(WHAT IS REQUIRED):
Would you transcribe the whole listing exactly, minus its pictures?

(DATA EXCERPT):
>> Begin

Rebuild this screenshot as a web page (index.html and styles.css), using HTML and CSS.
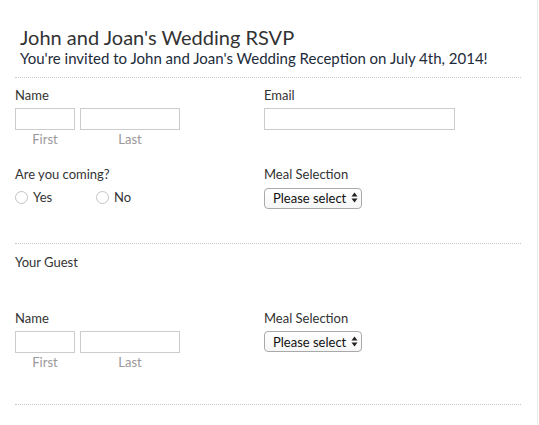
FILE: index.html
```html
<!DOCTYPE html>
<html lang="en">
<head>
    <meta charset="UTF-8">
    <meta name="viewport" content="width=device-width, initial-scale=1.0">
    <title>John and Joan's Wedding RSVP</title>
    <link rel="stylesheet" href="styles.css">
</head>
<body>
    <div class="page">
        <header>
            <h1>John and Joan's Wedding RSVP</h1>
            <p class="intro">You're invited to John and Joan's Wedding Reception on July 4th, 2014!</p>
        </header>
        <div class="divider"></div>

        <div class="row first-row">
            <div class="field">
                <label>Name</label>
                <div class="name-inputs">
                    <div class="sub first"><input type="text"><span>First</span></div>
                    <div class="sub last"><input type="text"><span>Last</span></div>
                </div>
            </div>
            <div class="field">
                <label>Email</label>
                <input type="text" class="email">
            </div>
        </div>

        <div class="row second-row">
            <div class="field">
                <label>Are you coming?</label>
                <div class="radios">
                    <label class="radio"><input type="radio" name="coming"> Yes</label>
                    <label class="radio"><input type="radio" name="coming"> No</label>
                </div>
            </div>
            <div class="field">
                <label>Meal Selection</label>
                <div class="select-wrap">
                    <select><option>Please select</option></select>
                    <svg class="arrows" width="7" height="11" viewBox="0 0 7 11"><path d="M0.5 4.5 L3.5 0.5 L6.5 4.5 Z M0.5 6.5 L3.5 10.5 L6.5 6.5 Z" fill="#222"/></svg>
                </div>
            </div>
        </div>

        <div class="divider mid"></div>

        <h2 class="guest-title">Your Guest</h2>

        <div class="row guest-row">
            <div class="field">
                <label>Name</label>
                <div class="name-inputs">
                    <div class="sub first"><input type="text"><span>First</span></div>
                    <div class="sub last"><input type="text"><span>Last</span></div>
                </div>
            </div>
            <div class="field">
                <label>Meal Selection</label>
                <div class="select-wrap">
                    <select><option>Please select</option></select>
                    <svg class="arrows" width="7" height="11" viewBox="0 0 7 11"><path d="M0.5 4.5 L3.5 0.5 L6.5 4.5 Z M0.5 6.5 L3.5 10.5 L6.5 6.5 Z" fill="#222"/></svg>
                </div>
            </div>
        </div>

        <div class="divider bottom"></div>
    </div>
</body>
</html>
```

FILE: styles.css
```css
body {
    margin: 0;
    padding: 0;
    font-family: Lato, "Open Sans", sans-serif;
    background-color: #fff;
    color: #333;
}
.page {
    width: 537px;
    height: 425px;
    border-right: 1px solid #ececec;
    overflow: hidden;
}
header {
    padding: 25px 0 0 20px;
}
h1 {
    margin: 0;
    font-size: 20px;
    line-height: 24px;
    font-weight: normal;
    color: #333;
}
.intro {
    margin: 0;
    font-size: 15px;
    line-height: 19px;
    color: #1d2b3a;
}
.divider {
    margin: 9px 16px 0 15px;
    border-top: 1px dotted #c8c8c8;
}
.divider.mid {
    margin-top: 34px;
}
.divider.bottom {
    margin-top: 33px;
}
.row {
    display: grid;
    grid-template-columns: 249px 1fr;
    padding-left: 15px;
}
.first-row {
    margin-top: 9px;
}
.second-row {
    margin-top: 18px;
}
.guest-row {
    margin-top: 40px;
}
.field > label {
    display: block;
    font-size: 13px;
    line-height: 16px;
    color: #333;
    margin-bottom: 5px;
}
.name-inputs {
    display: flex;
    gap: 5px;
}
.sub {
    display: flex;
    flex-direction: column;
    align-items: center;
}
.sub span {
    font-size: 13px;
    line-height: 17px;
    padding-top: 1px;
    color: #999;
}
input[type=text] {
    box-sizing: border-box;
    height: 22px;
    margin: 0;
    border: 1px solid #ccc;
    padding: 2px 4px;
    font-family: inherit;
}
.sub.first input {
    width: 60px;
}
.sub.last input {
    width: 100px;
}
.email {
    width: 191px;
}
.radios {
    display: flex;
    margin-top: 7px;
}
.radio {
    display: flex;
    align-items: center;
    gap: 5px;
    font-size: 13px;
    line-height: 16px;
    color: #333;
    width: 81px;
}
.radio input {
    appearance: none;
    margin: 0;
    width: 13px;
    height: 13px;
    border: 1px solid #c4c4c4;
    border-radius: 50%;
    background: #fff;
    box-sizing: border-box;
}
.select-wrap {
    position: relative;
    width: 98px;
    margin-top: 2px;
}
.select-wrap select {
    appearance: none;
    box-sizing: border-box;
    width: 98px;
    height: 21px;
    margin: 0;
    padding: 0 0 0 8px;
    border: 1px solid #a9a9a9;
    border-radius: 4px;
    background: linear-gradient(#fff, #f6f6f6);
    font-family: inherit;
    font-size: 13px;
    color: #111;
}
.arrows {
    position: absolute;
    right: 4px;
    top: 5px;
    pointer-events: none;
}
.guest-title {
    margin: 10px 0 0 15px;
    font-size: 13px;
    line-height: 16px;
    font-weight: normal;
    color: #333;
}
```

>> End

(COMPLETE RESPONSE):
Rebuild this screenshot as a web page (index.html and styles.css), using HTML and CSS.
FILE: index.html
```html
<!DOCTYPE html>
<html lang="en">
<head>
    <meta charset="UTF-8">
    <meta name="viewport" content="width=device-width, initial-scale=1.0">
    <title>John and Joan's Wedding RSVP</title>
    <link rel="stylesheet" href="styles.css">
</head>
<body>
    <div class="page">
        <header>
            <h1>John and Joan's Wedding RSVP</h1>
            <p class="intro">You're invited to John and Joan's Wedding Reception on July 4th, 2014!</p>
        </header>
        <div class="divider"></div>

        <div class="row first-row">
            <div class="field">
                <label>Name</label>
                <div class="name-inputs">
                    <div class="sub first"><input type="text"><span>First</span></div>
                    <div class="sub last"><input type="text"><span>Last</span></div>
                </div>
            </div>
            <div class="field">
                <label>Email</label>
                <input type="text" class="email">
            </div>
        </div>

        <div class="row second-row">
            <div class="field">
                <label>Are you coming?</label>
                <div class="radios">
                    <label class="radio"><input type="radio" name="coming"> Yes</label>
                    <label class="radio"><input type="radio" name="coming"> No</label>
                </div>
            </div>
            <div class="field">
                <label>Meal Selection</label>
                <div class="select-wrap">
                    <select><option>Please select</option></select>
                    <svg class="arrows" width="7" height="11" viewBox="0 0 7 11"><path d="M0.5 4.5 L3.5 0.5 L6.5 4.5 Z M0.5 6.5 L3.5 10.5 L6.5 6.5 Z" fill="#222"/></svg>
                </div>
            </div>
        </div>

        <div class="divider mid"></div>

        <h2 class="guest-title">Your Guest</h2>

        <div class="row guest-row">
            <div class="field">
                <label>Name</label>
                <div class="name-inputs">
                    <div class="sub first"><input type="text"><span>First</span></div>
                    <div class="sub last"><input type="text"><span>Last</span></div>
                </div>
            </div>
            <div class="field">
                <label>Meal Selection</label>
                <div class="select-wrap">
                    <select><option>Please select</option></select>
                    <svg class="arrows" width="7" height="11" viewBox="0 0 7 11"><path d="M0.5 4.5 L3.5 0.5 L6.5 4.5 Z M0.5 6.5 L3.5 10.5 L6.5 6.5 Z" fill="#222"/></svg>
                </div>
            </div>
        </div>

        <div class="divider bottom"></div>
    </div>
</body>
</html>
```

FILE: styles.css
```css
body {
    margin: 0;
    padding: 0;
    font-family: Lato, "Open Sans", sans-serif;
    background-color: #fff;
    color: #333;
}
.page {
    width: 537px;
    height: 425px;
    border-right: 1px solid #ececec;
    overflow: hidden;
}
header {
    padding: 25px 0 0 20px;
}
h1 {
    margin: 0;
    font-size: 20px;
    line-height: 24px;
    font-weight: normal;
    color: #333;
}
.intro {
    margin: 0;
    font-size: 15px;
    line-height: 19px;
    color: #1d2b3a;
}
.divider {
    margin: 9px 16px 0 15px;
    border-top: 1px dotted #c8c8c8;
}
.divider.mid {
    margin-top: 34px;
}
.divider.bottom {
    margin-top: 33px;
}
.row {
    display: grid;
    grid-template-columns: 249px 1fr;
    padding-left: 15px;
}
.first-row {
    margin-top: 9px;
}
.second-row {
    margin-top: 18px;
}
.guest-row {
    margin-top: 40px;
}
.field > label {
    display: block;
    font-size: 13px;
    line-height: 16px;
    color: #333;
    margin-bottom: 5px;
}
.name-inputs {
    display: flex;
    gap: 5px;
}
.sub {
    display: flex;
    flex-direction: column;
    align-items: center;
}
.sub span {
    font-size: 13px;
    line-height: 17px;
    padding-top: 1px;
    color: #999;
}
input[type=text] {
    box-sizing: border-box;
    height: 22px;
    margin: 0;
    border: 1px solid #ccc;
    padding: 2px 4px;
    font-family: inherit;
}
.sub.first input {
    width: 60px;
}
.sub.last input {
    width: 100px;
}
.email {
    width: 191px;
}
.radios {
    display: flex;
    margin-top: 7px;
}
.radio {
    display: flex;
    align-items: center;
    gap: 5px;
    font-size: 13px;
    line-height: 16px;
    color: #333;
    width: 81px;
}
.radio input {
    appearance: none;
    margin: 0;
    width: 13px;
    height: 13px;
    border: 1px solid #c4c4c4;
    border-radius: 50%;
    background: #fff;
    box-sizing: border-box;
}
.select-wrap {
    position: relative;
    width: 98px;
    margin-top: 2px;
}
.select-wrap select {
    appearance: none;
    box-sizing: border-box;
    width: 98px;
    height: 21px;
    margin: 0;
    padding: 0 0 0 8px;
    border: 1px solid #a9a9a9;
    border-radius: 4px;
    background: linear-gradient(#fff, #f6f6f6);
    font-family: inherit;
    font-size: 13px;
    color: #111;
}
.arrows {
    position: absolute;
    right: 4px;
    top: 5px;
    pointer-events: none;
}
.guest-title {
    margin: 10px 0 0 15px;
    font-size: 13px;
    line-height: 16px;
    font-weight: normal;
    color: #333;
}
```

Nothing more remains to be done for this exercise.